The overall game runs well with beautiful presentation and inspired music tracks by Shoji Meguro, and the polish is at a high degree. Catherine has a sense of identity, and it doesn’t take itself too seriously unless it needs to, and when it does, it is handled very well. The only massive issue I came across was on one of the final puzzles: I pushed a few blocks inward in a way that caused the entire puzzle to fall down, and the framerate went into the single digits, and I had to restart the puzzle (as well as mash the pause button to even get it to register in between the single frames). This may be present in all the puzzles if a similar act is done, but I didn’t think to check. This can easily be avoided, but it’s still there. The pacing, at least before the last few nights, is rock-solid, and I certainly empathize with Vincent much through the story, but depending on what ending you get, your impression may get better or worse. There are a few modes and unlockables to the game that are there for those interested, and there are actually some revelations that compliment the story in the “Babel” mode, accessible after doing well in Normal Mode story stages, but it is difficult and will require Persona levels of commitment to get through. There’s even options for two-player modes, but I have yet to touch them.

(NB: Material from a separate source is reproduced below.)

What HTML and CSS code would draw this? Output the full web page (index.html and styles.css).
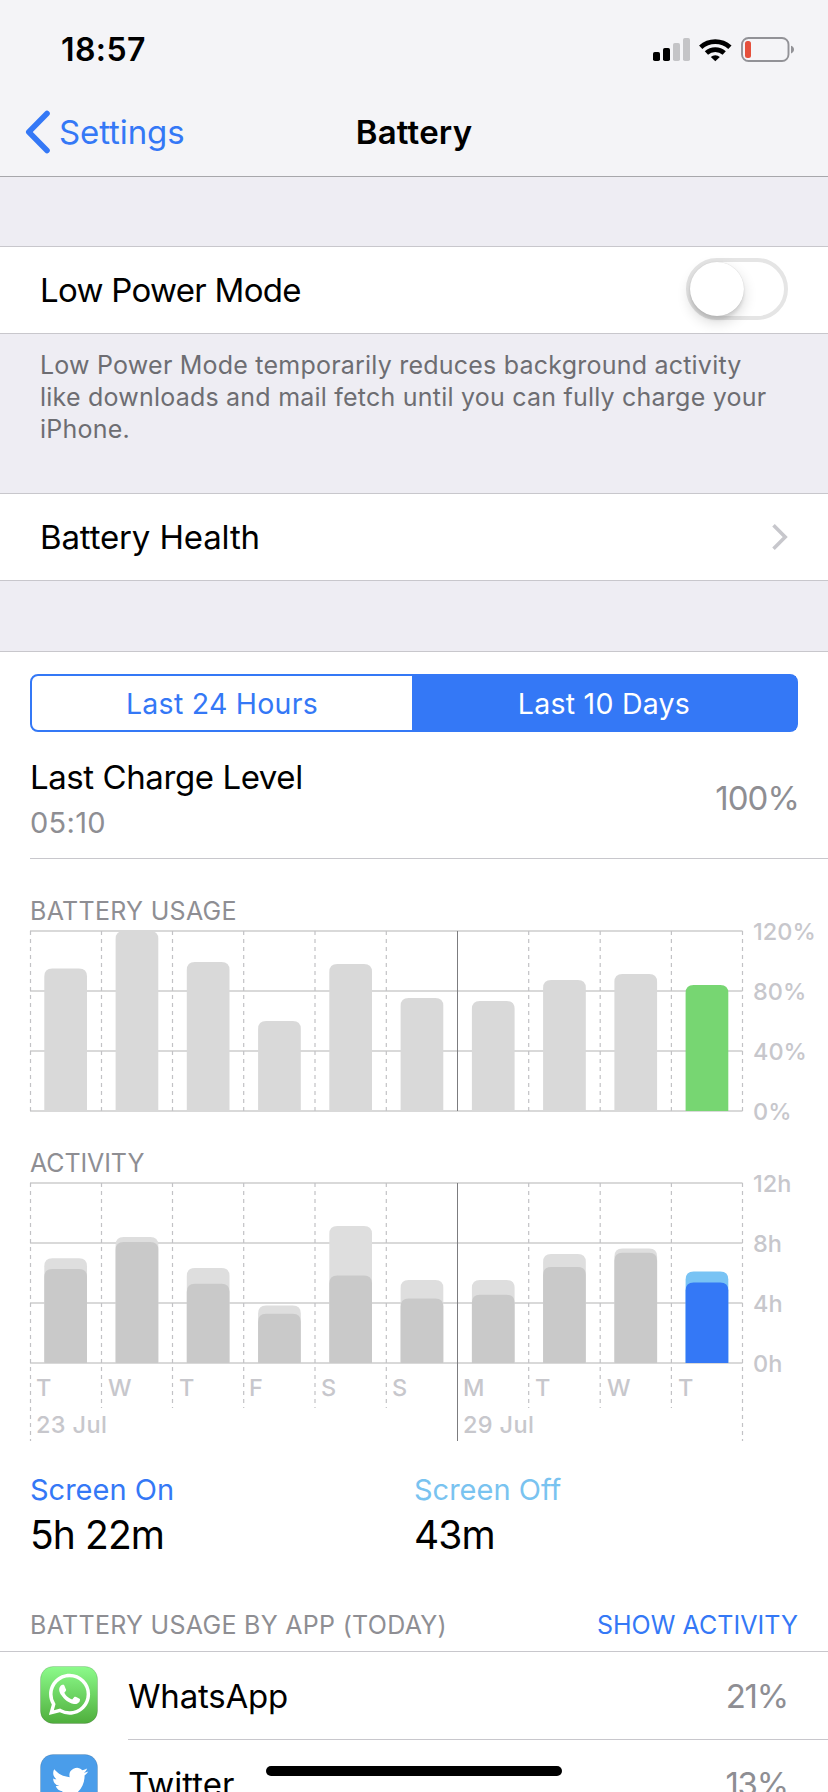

If there’s one word to describe Catherine, it’s “complete.” There is plenty here to keep you coming back, and if all of this sounds good to you, it’s most certainly worth playing. There’s nothing like it, but it’s not going to be one of those “all-time” greats you constantly talk about when discussing games. It’s a great diversion for a weekend, a fantastic puzzle game, and great for repeated play-throughs; it just depends on how much you’re willing to do after the first one. And keep in mind: a rerelease, Catherine: Full Body is on its way, so I say keep your eye on that version as it will expand the story with a third girl.